By Mirna Rodriguez
The football stadium is deafening. It is a mixture of passionate screaming and songs melting together. In the midst of all this, keeping the pep alive, are the cheerleaders. Clothed in sparkling costumes and tossing impeccable show hair, they are a single unit, acting as one: dancing, smiling, enduring. They are on top of the world, inspiring countless little girls. With all the lights and glamour, it’s hard to imagine that the beautiful costumes, the iconic pompoms and all the hard work often add up to a paycheck lower than the wages of someone working at McDonald’s.
The reality is that the women who labor tirelessly to keep the game lively are at the bottom of the NFL hierarchy—they’re often paid less than minimum wage. It is a disheartening truth that finally came to light in 2014, when ex-Oakland Raiders cheerleader Lacy T. broke the silence on the outrageous treatment of NFL cheerleaders.
Lacy filed a lawsuit against the team, claiming to have been paid less than four dollars an hour. Her actions began a string of lawsuits by the Tampa Bay Buccaneers, Cincinnati Bengals and New York Jets cheerleaders. All said they were being paid far less than minimum wage.
For years, NFL teams have categorized cheerleaders as “independent contractors” rather than employees—a loophole that released teams from the responsibility to pay cheerleaders fairly. But recently in California, Gov. Jerry Brown signed a bill requiring football teams to pay their cheerleaders the minimum wage. The bill was the first in the nation to seek to amend the NFL’s wrongs.
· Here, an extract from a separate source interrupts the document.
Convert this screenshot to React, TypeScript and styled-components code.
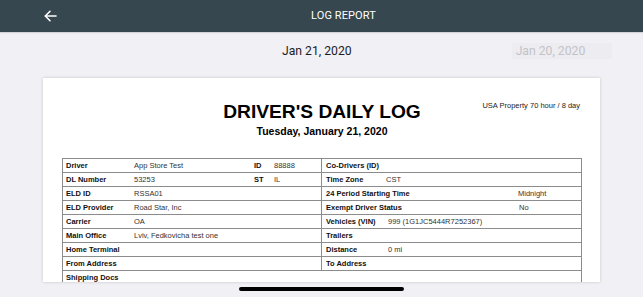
import React from "react";
import styled, { createGlobalStyle } from "styled-components";

const Global = createGlobalStyle`
  html, body { margin: 0; padding: 0; background: #f1f0f5; }
  * { box-sizing: border-box; }
`;

const Screen = styled.div`
  position: relative;
  width: 643px;
  height: 297px;
  overflow: hidden;
  background: #f1f0f5;
  display: flex;
  flex-direction: column;
`;

const TopBar = styled.header`
  height: 32px;
  flex: none;
  background: #37474f;
  display: grid;
  grid-template-columns: 1fr auto 1fr;
  align-items: center;
  padding-left: 44px;
  box-shadow: 0 1px 1px rgba(0, 0, 0, 0.12);
`;

const BackButton = styled.div`
  display: flex;
  align-items: center;
  height: 32px;
  color: #ffffff;
`;

const BarTitle = styled.h1`
  margin: 0;
  font-family: Roboto, "Liberation Sans", sans-serif;
  font-weight: 400;
  font-size: 11px;
  letter-spacing: 0.1px;
  color: #ffffff;
  line-height: 32px;
`;

const DateStrip = styled.div`
  flex: none;
  height: 46px;
  display: flex;
  align-items: flex-start;
  padding: 11px 0 0 282px;
  gap: 160px;
`;

const DateLabel = styled.span<{ $muted?: boolean }>`
  font-family: Roboto, "Liberation Sans", sans-serif;
  font-size: 12.2px;
  line-height: 16px;
  color: ${(p) => (p.$muted ? "#c3c3c7" : "#1d1d1f")};
  background: ${(p) => (p.$muted ? "#ececf1" : "transparent")};
  padding: ${(p) => (p.$muted ? "0 27px 0 4px" : "0")};
`;

const Paper = styled.section`
  flex: none;
  height: 204px;
  margin: 0 43px;
  background: #ffffff;
  box-shadow: 0 0 3px rgba(0, 0, 0, 0.18);
  overflow: hidden;
  padding: 23px 18px 0 19px;
  font-family: "Liberation Sans", Arial, sans-serif;
`;

const DocHead = styled.div`
  display: grid;
  grid-template-columns: 1fr auto 1fr;
  align-items: start;
`;

const DocTitle = styled.h2`
  grid-column: 2;
  grid-row: 1;
  margin: 0;
  font-size: 19.2px;
  line-height: 22px;
  font-weight: 700;
  color: #000;
  text-align: center;
`;

const RuleSet = styled.div`
  grid-column: 3;
  grid-row: 1;
  justify-self: end;
  margin: 0 2px 0 0;
  font-size: 7.5px;
  line-height: 9px;
  color: #222;
`;

const DocDate = styled.div`
  grid-column: 1 / -1;
  grid-row: 2;
  margin-top: 2px;
  text-align: center;
  font-size: 10.5px;
  line-height: 13px;
  font-weight: 700;
  color: #000;
`;

const Sheet = styled.div`
  margin-top: 20px;
  border: 1px solid #8c8c8c;
  border-bottom: none;
`;

const Row = styled.div`
  display: grid;
  grid-template-columns: 259px 1fr;
  height: 14px;
  border-bottom: 1px solid #8c8c8c;
`;

const WideRow = styled.div`
  height: 14px;
  padding-left: 3px;
  display: flex;
  align-items: center;
  border-bottom: 1px solid #8c8c8c;
`;

const LeftCell = styled.div`
  display: grid;
  grid-template-columns: 68px 120px 20px 1fr;
  align-items: center;
  padding-left: 3px;
  border-right: 1px solid #8c8c8c;
`;

const RightCell = styled.div<{ $labelWidth: number }>`
  display: grid;
  grid-template-columns: ${(p) => p.$labelWidth}px 1fr;
  align-items: center;
  padding-left: 4px;
`;

const Label = styled.span`
  font-size: 7.5px;
  line-height: 13px;
  font-weight: 700;
  color: #111;
  white-space: nowrap;
`;

const Value = styled.span`
  font-size: 7.5px;
  line-height: 13px;
  color: #333;
  white-space: nowrap;
`;

const HomeIndicator = styled.div`
  position: absolute;
  left: 239px;
  top: 287px;
  width: 165px;
  height: 4px;
  border-radius: 2px;
  background: #000;
`;

type RowData = {
  l: string;
  lv?: string;
  idL?: string;
  idV?: string;
  r: string;
  rv?: string;
  rw: number;
};

const rows: RowData[] = [
  { l: "Driver", lv: "App Store Test", idL: "ID", idV: "88888", r: "Co-Drivers (ID)", rw: 62 },
  { l: "DL Number", lv: "53253", idL: "ST", idV: "IL", r: "Time Zone", rv: "CST", rw: 60 },
  { l: "ELD ID", lv: "RSSA01", r: "24 Period Starting Time", rv: "Midnight", rw: 192 },
  { l: "ELD Provider", lv: "Road Star, Inc", r: "Exempt Driver Status", rv: "No", rw: 193 },
  { l: "Carrier", lv: "OA", r: "Vehicles (VIN)", rv: "999 (1G1JC5444R7252367)", rw: 62 },
  { l: "Main Office", lv: "Lviv, Fedkovicha test one", r: "Trailers", rw: 62 },
  { l: "Home Terminal", r: "Distance", rv: "0 mi", rw: 62 },
  { l: "From Address", r: "To Address", rw: 62 },
];

export default function App() {
  return (
    <Screen>
      <Global />
      <TopBar>
        <BackButton>
          <svg width="13" height="12" viewBox="0 0 13 12" fill="none" stroke="#fff" strokeWidth="1.6" strokeLinecap="round" strokeLinejoin="round">
            <path d="M12 6H1.5" />
            <path d="M6 1.3L1.3 6L6 10.7" />
          </svg>
        </BackButton>
        <BarTitle>LOG REPORT</BarTitle>
      </TopBar>
      <DateStrip>
        <DateLabel>Jan 21, 2020</DateLabel>
        <DateLabel $muted>Jan 20, 2020</DateLabel>
      </DateStrip>
      <Paper>
        <DocHead>
          <DocTitle>DRIVER'S DAILY LOG</DocTitle>
          <RuleSet>USA Property 70 hour / 8 day</RuleSet>
          <DocDate>Tuesday, January 21, 2020</DocDate>
        </DocHead>
        <Sheet>
          {rows.map((r) => (
            <Row key={r.l}>
              <LeftCell>
                <Label>{r.l}</Label>
                <Value>{r.lv ?? ""}</Value>
                <Label>{r.idL ?? ""}</Label>
                <Value>{r.idV ?? ""}</Value>
              </LeftCell>
              <RightCell $labelWidth={r.rw}>
                <Label>{r.r}</Label>
                <Value>{r.rv ?? ""}</Value>
              </RightCell>
            </Row>
          ))}
          <WideRow>
            <Label>Shipping Docs</Label>
          </WideRow>
        </Sheet>
      </Paper>
      <HomeIndicator />
    </Screen>
  );
}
So far, no other state has adopted a similar measure.
NFL teams themselves still have to own up to their actions and change their policies, rather than simply settling lawsuits. These settlements do not make up for the exploitation of cheerleaders, nor do they constitute a victory. They are merely an attempt to silence the outcry, and it’s outrageous. It appears that the amount of hard work does not equal an appropriate paycheck in the NFL. Annually, cheerleaders bring the NFL an average of a million dollars through promotions and photoshoots. They deserve their fair share.